== To do ==
Please transcribe the listing below in full and word for word, without its pictures.

== Given data ==

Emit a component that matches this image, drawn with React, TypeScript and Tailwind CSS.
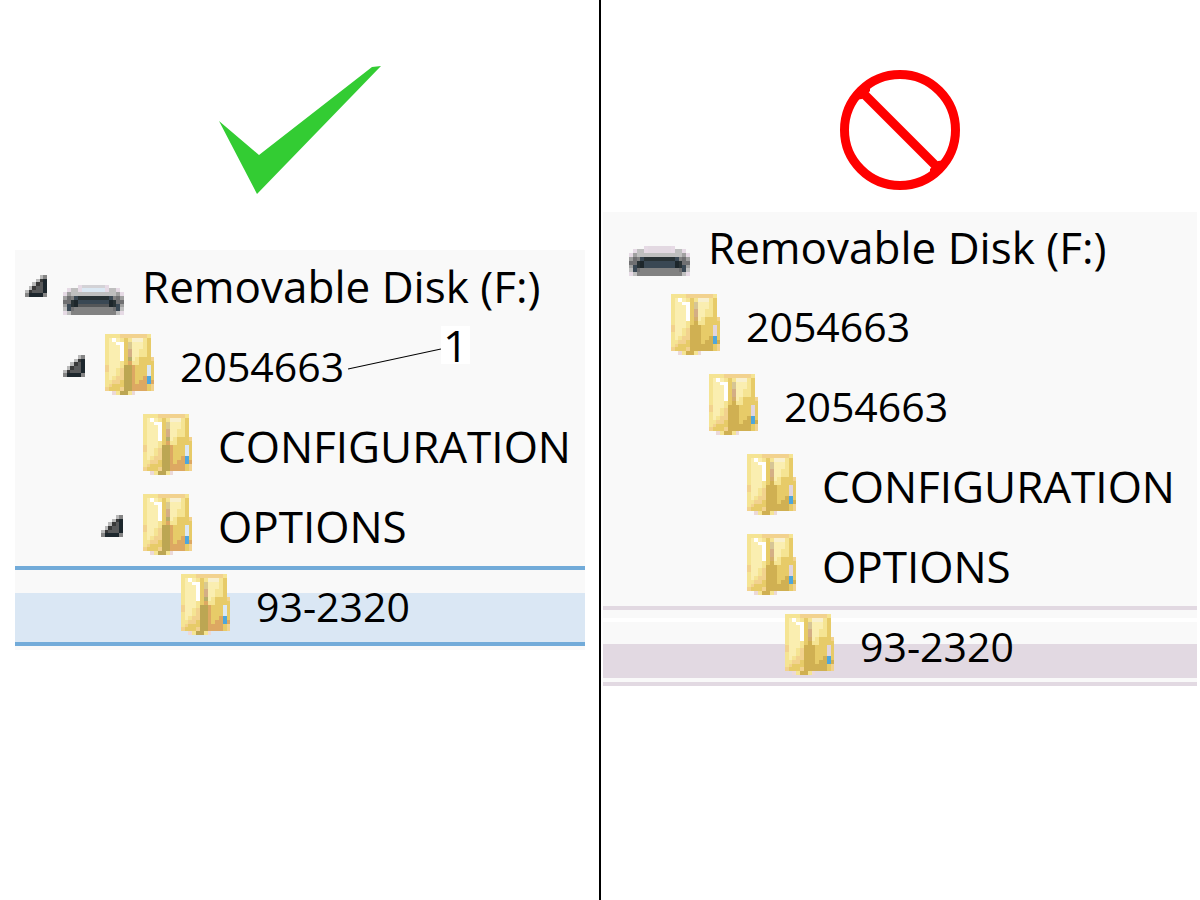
type Palette = Record<string, string>;

const folderRows = [
  "ppppooooooop.",
  "pywypgpcccpg.",
  "pyywwgtyyypg.",
  "pyyywgtyyypg.",
  "pyyywgmyyppg.",
  "pyyywgmyyppg.",
  "pyyywgvypggso",
  "pyyypgnppgggg",
  "oyyypbbngggle",
  "oyypobbngggle",
  "pyypobbngggle",
  "pypoobbnggnBg",
  "ppoogbbngnnBn",
  "pogggbbnnnngo",
  "ogggobbnnnngo",
  "..kpbbpk.....",
];

const goodFolder: Palette = {
  p: "#f5e493", o: "#f2d28e", y: "#faeeb0", w: "#ffffff", g: "#e7cb68",
  c: "#f8f0cf", t: "#d9c990", m: "#d4ae85", v: "#b5ad6c", n: "#dda862",
  b: "#bca653", l: "#dbe8f3", B: "#4ea6dc", e: "#e7cb68", s: "#e7cb68",
  k: "#ecd9d8",
};

const badFolder: Palette = {
  ...goodFolder, n: "#d0b052", b: "#d0b052", v: "#d4ae6c", l: "#e0d5de",
  t: "#d6c595",
};

const driveRows = [
  "....edddddde....",
  ".eccellllllecce.",
  "eaccccccccccccae",
  "agxhrrrrrrrrhxga",
  "ggrkhhhhhhhhkrgg",
  "ahrkmmmmmmmmkrha",
  "chgxxxxxxxxxxghc",
  "ecxxxxxxxxxxxxce",
];

const goodDrive: Palette = {
  e: "#e6dae5", d: "#d3d2d6", c: "#bfbfbf", l: "#dbe8f3", a: "#a0a0a0",
  g: "#707072", x: "#828282", h: "#3a4854", r: "#293235", k: "#1d262b",
  m: "#555759",
};

const badDrive: Palette = { ...goodDrive, l: "#e3d9e2", d: "#e3d9e2", m: "#3a4854" };

const arrowRows = ["....ab", "...adK", "..adiK", ".adiiK", "adiiiK", "bKKKKb"];
const arrowColors: Palette = {
  a: "#b9b9b9", b: "#858585", d: "#393939", i: "#58595a", K: "#1d272d",
};

function Pixels({ rows, colors, x = 0, y = 0 }: { rows: string[]; colors: Palette; x?: number; y?: number }) {
  return (
    <>
      {rows.flatMap((row, j) =>
        [...row].map((c, i) =>
          colors[c] ? <rect key={`${i}-${j}`} x={x + i} y={y + j} width="1" height="1" fill={colors[c]} /> : null,
        ),
      )}
    </>
  );
}

function Icon({ kind, good }: { kind: "drive" | "folder"; good: boolean }) {
  return (
    <svg viewBox="0 0 16 16" className="mb-1 size-[61px] shrink-0" shapeRendering="crispEdges" aria-hidden="true">
      {kind === "drive" ? (
        <Pixels rows={driveRows} colors={good ? goodDrive : badDrive} y={8} />
      ) : (
        <Pixels rows={folderRows} colors={good ? goodFolder : badFolder} x={1} />
      )}
    </svg>
  );
}

function Arrow({ label }: { label: string }) {
  return (
    <button type="button" aria-label={`Collapse ${label}`} className="mr-4 shrink-0">
      <svg viewBox="0 0 6 6" className="size-[22px]" shapeRendering="crispEdges" aria-hidden="true">
        <Pixels rows={arrowRows} colors={arrowColors} />
      </svg>
    </button>
  );
}

type Item = {
  label: string;
  indent: string;
  kind?: "drive";
  arrow?: boolean;
  height?: string;
  callout?: boolean;
};

function Callout() {
  return (
    <div className="absolute top-0 left-[333px] flex">
      <svg viewBox="0 0 93 44" className="h-11 w-[93px]" aria-hidden="true">
        <path d="M0 43 L93 23" stroke="#000" strokeWidth="1.2" />
      </svg>
      <span className="flex h-[38px] w-[29px] items-center justify-center bg-white text-[44px]">1</span>
    </div>
  );
}

function Row({ item, good }: { item: Item; good: boolean }) {
  const numeric = /^\d/.test(item.label);
  return (
    <li className={`relative flex items-center ${item.height ?? "h-20"} ${item.indent}`}>
      {item.arrow && <Arrow label={item.label} />}
      <Icon kind={item.kind ?? "folder"} good={good} />
      <span className={`ml-[18px] whitespace-nowrap ${numeric ? "text-[41px]" : "text-[44px]"}`}>{item.label}</span>
      {item.callout && <Callout />}
    </li>
  );
}

const goodItems: Item[] = [
  { label: "Removable Disk (F:)", indent: "pl-[10px]", kind: "drive", arrow: true, height: "h-[76px] pb-1" },
  { label: "2054663", indent: "pl-[48px]", arrow: true, callout: true },
  { label: "CONFIGURATION", indent: "pl-[124px]" },
  { label: "OPTIONS", indent: "pl-[86px]", arrow: true },
  {
    label: "93-2320",
    indent: "pl-[162px]",
    height: "h-20 border-y-4 border-[#72abd9] bg-[linear-gradient(to_bottom,#f9f9f9_23px,#dae7f4_23px)]",
  },
];

const badItems: Item[] = [
  { label: "Removable Disk (F:)", indent: "pl-[26px]", kind: "drive", height: "h-[74px] pb-1" },
  { label: "2054663", indent: "pl-[64px]" },
  { label: "2054663", indent: "pl-[102px]" },
  { label: "CONFIGURATION", indent: "pl-[140px]" },
  { label: "OPTIONS", indent: "pl-[140px]" },
  {
    label: "93-2320",
    indent: "pl-[178px]",
    height:
      "h-20 border-y-4 border-[#e2d9e2] bg-[linear-gradient(to_bottom,#f9f9f9_8px,#fff_8px,#fff_12px,#f9f9f9_12px,#f9f9f9_34px,#e2d9e2_34px,#e2d9e2_68px,#f9f9f9_68px)]",
  },
];

function Tree({ items, good }: { items: Item[]; good: boolean }) {
  return (
    <ul className={`bg-[#f9f9f9] ${good ? "pb-1" : ""}`}>
      {items.map((item, i) => (
        <Row key={i} item={item} good={good} />
      ))}
    </ul>
  );
}

export default function App() {
  return (
    <main className="grid min-h-screen grid-cols-[1fr_2px_1fr] bg-white font-['Open_Sans',sans-serif] leading-none text-black">
      <section className="min-w-0 pr-[14px] pl-[15px]" aria-label="Correct folder structure">
        <div className="flex h-[250px] justify-center pt-[65px]">
          <svg viewBox="0 0 164 130" className="h-[130px] w-[164px]" aria-hidden="true">
            <path d="M1 56 L41 90 L154 2 L163 1 L39 129 Z" fill="#33cc33" />
          </svg>
        </div>
        <Tree items={goodItems} good />
      </section>
      <div className="bg-black" />
      <section className="min-w-0 pr-[3px] pl-[2px]" aria-label="Incorrect folder structure">
        <div className="flex h-[212px] justify-center pt-[70px]">
          <svg viewBox="0 0 120 120" className="size-[120px]" aria-hidden="true">
            <circle cx="60" cy="60" r="55.5" fill="none" stroke="#f00" strokeWidth="9" />
            <path d="M20 20 L100 100" stroke="#f00" strokeWidth="9" />
            <path d="M14 30 L22 29 L30 21 L30 14 Z M106 90 L98 91 L90 99 L90 106 Z" fill="#f00" />
          </svg>
        </div>
        <Tree items={badItems} good={false} />
      </section>
    </main>
  );
}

== Complete output ==
Emit a component that matches this image, drawn with React, TypeScript and Tailwind CSS.
type Palette = Record<string, string>;

const folderRows = [
  "ppppooooooop.",
  "pywypgpcccpg.",
  "pyywwgtyyypg.",
  "pyyywgtyyypg.",
  "pyyywgmyyppg.",
  "pyyywgmyyppg.",
  "pyyywgvypggso",
  "pyyypgnppgggg",
  "oyyypbbngggle",
  "oyypobbngggle",
  "pyypobbngggle",
  "pypoobbnggnBg",
  "ppoogbbngnnBn",
  "pogggbbnnnngo",
  "ogggobbnnnngo",
  "..kpbbpk.....",
];

const goodFolder: Palette = {
  p: "#f5e493", o: "#f2d28e", y: "#faeeb0", w: "#ffffff", g: "#e7cb68",
  c: "#f8f0cf", t: "#d9c990", m: "#d4ae85", v: "#b5ad6c", n: "#dda862",
  b: "#bca653", l: "#dbe8f3", B: "#4ea6dc", e: "#e7cb68", s: "#e7cb68",
  k: "#ecd9d8",
};

const badFolder: Palette = {
  ...goodFolder, n: "#d0b052", b: "#d0b052", v: "#d4ae6c", l: "#e0d5de",
  t: "#d6c595",
};

const driveRows = [
  "....edddddde....",
  ".eccellllllecce.",
  "eaccccccccccccae",
  "agxhrrrrrrrrhxga",
  "ggrkhhhhhhhhkrgg",
  "ahrkmmmmmmmmkrha",
  "chgxxxxxxxxxxghc",
  "ecxxxxxxxxxxxxce",
];

const goodDrive: Palette = {
  e: "#e6dae5", d: "#d3d2d6", c: "#bfbfbf", l: "#dbe8f3", a: "#a0a0a0",
  g: "#707072", x: "#828282", h: "#3a4854", r: "#293235", k: "#1d262b",
  m: "#555759",
};

const badDrive: Palette = { ...goodDrive, l: "#e3d9e2", d: "#e3d9e2", m: "#3a4854" };

const arrowRows = ["....ab", "...adK", "..adiK", ".adiiK", "adiiiK", "bKKKKb"];
const arrowColors: Palette = {
  a: "#b9b9b9", b: "#858585", d: "#393939", i: "#58595a", K: "#1d272d",
};

function Pixels({ rows, colors, x = 0, y = 0 }: { rows: string[]; colors: Palette; x?: number; y?: number }) {
  return (
    <>
      {rows.flatMap((row, j) =>
        [...row].map((c, i) =>
          colors[c] ? <rect key={`${i}-${j}`} x={x + i} y={y + j} width="1" height="1" fill={colors[c]} /> : null,
        ),
      )}
    </>
  );
}

function Icon({ kind, good }: { kind: "drive" | "folder"; good: boolean }) {
  return (
    <svg viewBox="0 0 16 16" className="mb-1 size-[61px] shrink-0" shapeRendering="crispEdges" aria-hidden="true">
      {kind === "drive" ? (
        <Pixels rows={driveRows} colors={good ? goodDrive : badDrive} y={8} />
      ) : (
        <Pixels rows={folderRows} colors={good ? goodFolder : badFolder} x={1} />
      )}
    </svg>
  );
}

function Arrow({ label }: { label: string }) {
  return (
    <button type="button" aria-label={`Collapse ${label}`} className="mr-4 shrink-0">
      <svg viewBox="0 0 6 6" className="size-[22px]" shapeRendering="crispEdges" aria-hidden="true">
        <Pixels rows={arrowRows} colors={arrowColors} />
      </svg>
    </button>
  );
}

type Item = {
  label: string;
  indent: string;
  kind?: "drive";
  arrow?: boolean;
  height?: string;
  callout?: boolean;
};

function Callout() {
  return (
    <div className="absolute top-0 left-[333px] flex">
      <svg viewBox="0 0 93 44" className="h-11 w-[93px]" aria-hidden="true">
        <path d="M0 43 L93 23" stroke="#000" strokeWidth="1.2" />
      </svg>
      <span className="flex h-[38px] w-[29px] items-center justify-center bg-white text-[44px]">1</span>
    </div>
  );
}

function Row({ item, good }: { item: Item; good: boolean }) {
  const numeric = /^\d/.test(item.label);
  return (
    <li className={`relative flex items-center ${item.height ?? "h-20"} ${item.indent}`}>
      {item.arrow && <Arrow label={item.label} />}
      <Icon kind={item.kind ?? "folder"} good={good} />
      <span className={`ml-[18px] whitespace-nowrap ${numeric ? "text-[41px]" : "text-[44px]"}`}>{item.label}</span>
      {item.callout && <Callout />}
    </li>
  );
}

const goodItems: Item[] = [
  { label: "Removable Disk (F:)", indent: "pl-[10px]", kind: "drive", arrow: true, height: "h-[76px] pb-1" },
  { label: "2054663", indent: "pl-[48px]", arrow: true, callout: true },
  { label: "CONFIGURATION", indent: "pl-[124px]" },
  { label: "OPTIONS", indent: "pl-[86px]", arrow: true },
  {
    label: "93-2320",
    indent: "pl-[162px]",
    height: "h-20 border-y-4 border-[#72abd9] bg-[linear-gradient(to_bottom,#f9f9f9_23px,#dae7f4_23px)]",
  },
];

const badItems: Item[] = [
  { label: "Removable Disk (F:)", indent: "pl-[26px]", kind: "drive", height: "h-[74px] pb-1" },
  { label: "2054663", indent: "pl-[64px]" },
  { label: "2054663", indent: "pl-[102px]" },
  { label: "CONFIGURATION", indent: "pl-[140px]" },
  { label: "OPTIONS", indent: "pl-[140px]" },
  {
    label: "93-2320",
    indent: "pl-[178px]",
    height:
      "h-20 border-y-4 border-[#e2d9e2] bg-[linear-gradient(to_bottom,#f9f9f9_8px,#fff_8px,#fff_12px,#f9f9f9_12px,#f9f9f9_34px,#e2d9e2_34px,#e2d9e2_68px,#f9f9f9_68px)]",
  },
];

function Tree({ items, good }: { items: Item[]; good: boolean }) {
  return (
    <ul className={`bg-[#f9f9f9] ${good ? "pb-1" : ""}`}>
      {items.map((item, i) => (
        <Row key={i} item={item} good={good} />
      ))}
    </ul>
  );
}

export default function App() {
  return (
    <main className="grid min-h-screen grid-cols-[1fr_2px_1fr] bg-white font-['Open_Sans',sans-serif] leading-none text-black">
      <section className="min-w-0 pr-[14px] pl-[15px]" aria-label="Correct folder structure">
        <div className="flex h-[250px] justify-center pt-[65px]">
          <svg viewBox="0 0 164 130" className="h-[130px] w-[164px]" aria-hidden="true">
            <path d="M1 56 L41 90 L154 2 L163 1 L39 129 Z" fill="#33cc33" />
          </svg>
        </div>
        <Tree items={goodItems} good />
      </section>
      <div className="bg-black" />
      <section className="min-w-0 pr-[3px] pl-[2px]" aria-label="Incorrect folder structure">
        <div className="flex h-[212px] justify-center pt-[70px]">
          <svg viewBox="0 0 120 120" className="size-[120px]" aria-hidden="true">
            <circle cx="60" cy="60" r="55.5" fill="none" stroke="#f00" strokeWidth="9" />
            <path d="M20 20 L100 100" stroke="#f00" strokeWidth="9" />
            <path d="M14 30 L22 29 L30 21 L30 14 Z M106 90 L98 91 L90 99 L90 106 Z" fill="#f00" />
          </svg>
        </div>
        <Tree items={badItems} good={false} />
      </section>
    </main>
  );
}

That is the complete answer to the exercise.